The calculus, and its conclusions

Frey (see the full report for all details) takes data on carbon productivity per industry sector, that link emissions of GreenHouse Gases (GHG) to units of Gross Domestic Product (GDP), which in turn “map closely onto waged working time in one form or another”, and consequently suggest a “proportional relationship between labour time and GHG emissions”.

Frey then compares those data with the average amount of GDP produced per working hour, and with the amount of sustainable GHG emissions per capita, assuming that equivalent CO2 emissions of 1610 kg per year per capita would “allow the world to stay within the planetary boundary of 2°C warming compared to pre-industrial levels."
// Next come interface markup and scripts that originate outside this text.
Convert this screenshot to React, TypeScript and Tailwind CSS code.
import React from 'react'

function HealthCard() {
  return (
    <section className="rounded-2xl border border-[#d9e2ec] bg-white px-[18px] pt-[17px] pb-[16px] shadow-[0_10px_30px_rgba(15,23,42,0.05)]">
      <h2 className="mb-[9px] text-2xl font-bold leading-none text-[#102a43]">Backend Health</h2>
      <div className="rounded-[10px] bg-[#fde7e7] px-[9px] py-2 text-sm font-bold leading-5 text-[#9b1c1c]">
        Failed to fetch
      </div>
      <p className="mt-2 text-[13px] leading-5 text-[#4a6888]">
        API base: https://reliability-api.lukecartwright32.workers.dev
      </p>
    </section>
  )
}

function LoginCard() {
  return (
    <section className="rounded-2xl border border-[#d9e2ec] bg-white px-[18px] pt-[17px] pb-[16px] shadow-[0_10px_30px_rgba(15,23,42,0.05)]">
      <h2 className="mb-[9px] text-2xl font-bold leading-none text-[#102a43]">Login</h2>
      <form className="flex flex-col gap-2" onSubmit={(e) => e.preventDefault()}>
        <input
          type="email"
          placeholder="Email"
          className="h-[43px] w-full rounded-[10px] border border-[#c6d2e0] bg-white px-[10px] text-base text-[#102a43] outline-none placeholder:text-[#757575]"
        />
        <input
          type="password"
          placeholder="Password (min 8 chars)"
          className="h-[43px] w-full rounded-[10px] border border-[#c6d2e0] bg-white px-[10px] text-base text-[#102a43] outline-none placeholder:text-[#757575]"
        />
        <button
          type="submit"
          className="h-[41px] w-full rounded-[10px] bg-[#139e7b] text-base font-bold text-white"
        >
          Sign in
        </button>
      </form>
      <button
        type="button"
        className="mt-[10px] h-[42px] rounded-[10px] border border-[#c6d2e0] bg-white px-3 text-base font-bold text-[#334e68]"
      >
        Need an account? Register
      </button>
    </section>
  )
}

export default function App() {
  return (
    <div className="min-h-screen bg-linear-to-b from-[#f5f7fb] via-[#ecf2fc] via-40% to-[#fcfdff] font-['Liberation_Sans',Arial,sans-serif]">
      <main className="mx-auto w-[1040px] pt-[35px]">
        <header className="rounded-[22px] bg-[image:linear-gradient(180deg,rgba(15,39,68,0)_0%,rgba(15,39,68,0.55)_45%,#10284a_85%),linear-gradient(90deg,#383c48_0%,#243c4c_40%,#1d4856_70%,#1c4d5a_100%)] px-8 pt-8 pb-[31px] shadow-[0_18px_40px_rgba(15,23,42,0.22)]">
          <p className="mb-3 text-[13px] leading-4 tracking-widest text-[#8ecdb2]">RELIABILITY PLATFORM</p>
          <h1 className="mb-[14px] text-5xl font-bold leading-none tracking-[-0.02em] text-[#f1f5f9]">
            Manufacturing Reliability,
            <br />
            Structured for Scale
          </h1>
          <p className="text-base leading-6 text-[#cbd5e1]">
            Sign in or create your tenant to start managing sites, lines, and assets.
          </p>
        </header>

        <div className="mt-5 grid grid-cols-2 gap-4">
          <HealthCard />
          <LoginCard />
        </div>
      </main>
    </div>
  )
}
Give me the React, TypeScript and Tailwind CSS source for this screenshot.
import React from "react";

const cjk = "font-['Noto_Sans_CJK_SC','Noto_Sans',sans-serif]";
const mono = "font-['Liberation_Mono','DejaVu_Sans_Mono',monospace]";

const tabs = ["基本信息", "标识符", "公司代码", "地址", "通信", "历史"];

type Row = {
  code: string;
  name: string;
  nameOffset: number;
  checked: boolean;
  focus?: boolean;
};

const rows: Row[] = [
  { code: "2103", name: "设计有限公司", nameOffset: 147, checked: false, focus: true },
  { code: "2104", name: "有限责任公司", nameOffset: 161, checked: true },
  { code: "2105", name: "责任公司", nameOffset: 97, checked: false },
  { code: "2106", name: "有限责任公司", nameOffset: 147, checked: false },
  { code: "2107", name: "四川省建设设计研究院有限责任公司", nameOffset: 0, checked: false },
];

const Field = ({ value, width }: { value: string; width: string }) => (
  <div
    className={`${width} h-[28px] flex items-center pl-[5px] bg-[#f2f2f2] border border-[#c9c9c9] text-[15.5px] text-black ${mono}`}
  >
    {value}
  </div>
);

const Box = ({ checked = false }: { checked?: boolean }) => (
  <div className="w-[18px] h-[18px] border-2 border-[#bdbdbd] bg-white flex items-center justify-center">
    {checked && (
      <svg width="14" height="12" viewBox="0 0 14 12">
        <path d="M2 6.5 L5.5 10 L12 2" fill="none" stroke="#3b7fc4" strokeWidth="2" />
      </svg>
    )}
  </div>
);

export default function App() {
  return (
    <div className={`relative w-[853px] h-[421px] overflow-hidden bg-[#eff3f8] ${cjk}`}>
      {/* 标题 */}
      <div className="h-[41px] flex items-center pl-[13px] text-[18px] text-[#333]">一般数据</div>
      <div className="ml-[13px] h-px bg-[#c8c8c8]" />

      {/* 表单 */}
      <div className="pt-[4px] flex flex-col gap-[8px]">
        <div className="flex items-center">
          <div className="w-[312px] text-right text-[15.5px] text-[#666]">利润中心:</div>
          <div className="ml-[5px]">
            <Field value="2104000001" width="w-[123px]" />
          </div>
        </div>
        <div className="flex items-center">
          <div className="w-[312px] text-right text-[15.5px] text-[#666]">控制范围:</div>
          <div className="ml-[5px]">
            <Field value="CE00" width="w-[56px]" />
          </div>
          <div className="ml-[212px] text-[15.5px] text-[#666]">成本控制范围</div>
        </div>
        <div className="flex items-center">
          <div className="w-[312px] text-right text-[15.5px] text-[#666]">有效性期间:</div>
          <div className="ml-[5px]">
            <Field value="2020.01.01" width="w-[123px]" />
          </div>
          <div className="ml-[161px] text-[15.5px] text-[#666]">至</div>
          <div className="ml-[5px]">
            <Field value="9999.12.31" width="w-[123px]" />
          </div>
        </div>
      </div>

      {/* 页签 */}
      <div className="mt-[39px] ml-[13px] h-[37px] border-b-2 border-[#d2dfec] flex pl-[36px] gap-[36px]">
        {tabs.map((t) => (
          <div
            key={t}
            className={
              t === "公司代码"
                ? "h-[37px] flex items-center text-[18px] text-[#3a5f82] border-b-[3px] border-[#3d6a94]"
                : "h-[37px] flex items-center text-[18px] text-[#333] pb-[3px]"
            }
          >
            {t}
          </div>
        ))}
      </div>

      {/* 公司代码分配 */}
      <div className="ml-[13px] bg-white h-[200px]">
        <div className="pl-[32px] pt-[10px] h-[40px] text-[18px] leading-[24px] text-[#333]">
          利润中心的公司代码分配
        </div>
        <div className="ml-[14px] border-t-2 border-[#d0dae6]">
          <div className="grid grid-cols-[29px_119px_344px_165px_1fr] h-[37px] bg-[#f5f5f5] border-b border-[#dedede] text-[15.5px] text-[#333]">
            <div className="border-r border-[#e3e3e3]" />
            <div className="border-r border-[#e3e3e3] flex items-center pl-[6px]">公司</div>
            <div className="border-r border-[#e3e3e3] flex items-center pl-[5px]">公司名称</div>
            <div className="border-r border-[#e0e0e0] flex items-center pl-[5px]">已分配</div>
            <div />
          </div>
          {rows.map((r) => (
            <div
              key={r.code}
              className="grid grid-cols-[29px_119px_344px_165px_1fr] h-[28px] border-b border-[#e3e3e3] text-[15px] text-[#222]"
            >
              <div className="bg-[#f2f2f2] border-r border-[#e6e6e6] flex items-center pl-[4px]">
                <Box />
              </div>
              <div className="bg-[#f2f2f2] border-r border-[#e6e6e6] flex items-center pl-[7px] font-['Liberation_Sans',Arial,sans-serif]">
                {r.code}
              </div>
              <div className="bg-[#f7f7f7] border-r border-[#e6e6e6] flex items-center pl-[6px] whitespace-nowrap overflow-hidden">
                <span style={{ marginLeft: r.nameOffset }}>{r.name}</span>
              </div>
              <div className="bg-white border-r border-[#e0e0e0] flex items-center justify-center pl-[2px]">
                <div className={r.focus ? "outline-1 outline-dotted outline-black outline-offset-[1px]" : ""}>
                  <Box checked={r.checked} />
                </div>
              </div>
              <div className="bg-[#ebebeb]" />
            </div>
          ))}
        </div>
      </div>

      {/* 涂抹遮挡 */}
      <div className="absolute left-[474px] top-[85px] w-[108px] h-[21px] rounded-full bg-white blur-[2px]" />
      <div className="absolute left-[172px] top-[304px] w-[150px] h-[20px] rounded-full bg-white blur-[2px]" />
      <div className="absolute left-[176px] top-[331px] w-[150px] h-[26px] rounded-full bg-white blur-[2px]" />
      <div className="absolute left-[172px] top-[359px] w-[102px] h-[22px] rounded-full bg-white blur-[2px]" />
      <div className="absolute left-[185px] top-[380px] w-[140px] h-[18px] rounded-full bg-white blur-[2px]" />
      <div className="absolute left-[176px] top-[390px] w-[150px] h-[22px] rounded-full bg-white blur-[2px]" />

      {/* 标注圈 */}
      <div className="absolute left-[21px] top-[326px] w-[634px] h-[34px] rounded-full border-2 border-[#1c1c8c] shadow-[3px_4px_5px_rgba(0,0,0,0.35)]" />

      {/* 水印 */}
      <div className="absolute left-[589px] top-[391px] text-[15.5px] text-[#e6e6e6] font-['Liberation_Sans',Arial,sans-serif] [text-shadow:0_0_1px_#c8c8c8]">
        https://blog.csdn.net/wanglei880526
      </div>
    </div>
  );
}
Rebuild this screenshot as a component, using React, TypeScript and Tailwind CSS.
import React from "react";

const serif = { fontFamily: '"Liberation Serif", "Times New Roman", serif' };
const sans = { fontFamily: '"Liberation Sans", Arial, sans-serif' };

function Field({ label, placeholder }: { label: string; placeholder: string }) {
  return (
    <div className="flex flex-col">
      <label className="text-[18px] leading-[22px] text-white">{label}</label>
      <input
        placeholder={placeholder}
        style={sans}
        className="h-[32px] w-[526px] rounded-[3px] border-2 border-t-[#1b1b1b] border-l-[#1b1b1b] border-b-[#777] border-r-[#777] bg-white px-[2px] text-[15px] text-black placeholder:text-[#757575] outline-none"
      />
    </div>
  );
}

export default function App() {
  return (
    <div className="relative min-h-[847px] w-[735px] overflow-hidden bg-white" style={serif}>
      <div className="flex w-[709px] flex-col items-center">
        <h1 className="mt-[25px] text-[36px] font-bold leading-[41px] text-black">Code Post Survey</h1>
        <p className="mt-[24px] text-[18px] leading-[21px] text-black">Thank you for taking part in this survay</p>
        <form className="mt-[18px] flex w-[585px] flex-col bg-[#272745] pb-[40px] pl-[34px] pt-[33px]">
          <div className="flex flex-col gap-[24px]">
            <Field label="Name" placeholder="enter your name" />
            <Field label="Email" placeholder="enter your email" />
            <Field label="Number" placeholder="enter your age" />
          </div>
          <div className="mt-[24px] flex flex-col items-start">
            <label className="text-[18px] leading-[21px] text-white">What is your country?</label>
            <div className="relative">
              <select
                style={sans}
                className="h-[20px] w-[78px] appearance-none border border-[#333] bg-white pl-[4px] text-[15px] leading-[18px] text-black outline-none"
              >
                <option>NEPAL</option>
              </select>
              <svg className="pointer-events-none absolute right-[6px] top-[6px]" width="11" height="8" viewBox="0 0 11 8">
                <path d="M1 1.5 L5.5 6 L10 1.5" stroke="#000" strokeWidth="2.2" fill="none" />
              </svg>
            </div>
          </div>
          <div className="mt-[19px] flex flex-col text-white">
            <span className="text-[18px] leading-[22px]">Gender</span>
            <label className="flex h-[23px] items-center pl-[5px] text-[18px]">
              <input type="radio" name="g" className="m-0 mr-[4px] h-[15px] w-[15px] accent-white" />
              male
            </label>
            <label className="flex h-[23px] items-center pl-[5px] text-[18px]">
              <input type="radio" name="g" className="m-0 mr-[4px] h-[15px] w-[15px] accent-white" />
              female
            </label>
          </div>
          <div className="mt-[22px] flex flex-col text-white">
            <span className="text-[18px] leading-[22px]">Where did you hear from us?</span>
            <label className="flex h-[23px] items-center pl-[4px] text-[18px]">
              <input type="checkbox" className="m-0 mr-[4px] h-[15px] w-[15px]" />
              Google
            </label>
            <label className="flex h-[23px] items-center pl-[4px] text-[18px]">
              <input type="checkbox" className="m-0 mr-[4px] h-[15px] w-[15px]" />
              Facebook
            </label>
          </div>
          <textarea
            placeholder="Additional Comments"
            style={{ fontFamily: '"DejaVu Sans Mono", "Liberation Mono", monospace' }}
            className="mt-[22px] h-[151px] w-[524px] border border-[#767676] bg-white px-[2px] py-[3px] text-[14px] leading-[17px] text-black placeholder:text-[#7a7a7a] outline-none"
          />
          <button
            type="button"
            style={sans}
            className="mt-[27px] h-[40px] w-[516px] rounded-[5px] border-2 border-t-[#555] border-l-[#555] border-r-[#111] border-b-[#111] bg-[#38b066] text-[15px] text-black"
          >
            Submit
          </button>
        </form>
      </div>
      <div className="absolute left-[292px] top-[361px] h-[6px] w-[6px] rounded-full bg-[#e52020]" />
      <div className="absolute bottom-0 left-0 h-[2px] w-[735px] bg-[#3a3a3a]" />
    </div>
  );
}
The necessity to be lazy /img/affordable-work-1.jpg

The result is that “actual working hours levels vastly exceed the levels that might be considered sustainable”. In the chart above, the green bars show how many hours of work a country could “extract” from each of its own workers, and the red bars are how many hours are actually extracted instead. In the case of UK, whose green bar is around 180 hours, and red bar at least 720, this means that the UK makes its workers work, on average, four times the hours they could work without making the Earth too warm.

The necessity to be lazy /img/affordable-work-2.jpg

When these obviously “high-level” are translated to ideal versus actual durations of a working week, we get this other chart, in which, for exampkle, Sweden has an official working week of about 38 hours, but to stay sustainable should cut it down to 12.

Conclusion, with some comments

First of all, the numbers above are about limiting total emissions. If the limit of weekly hours for a country of 1 million workers is 10 million hours, 10 millions it is, no matter how many people contribute to it. It means either everybody works 10 hours per week, or, for example, half the people working 20 hours per week, and the other half not working at all.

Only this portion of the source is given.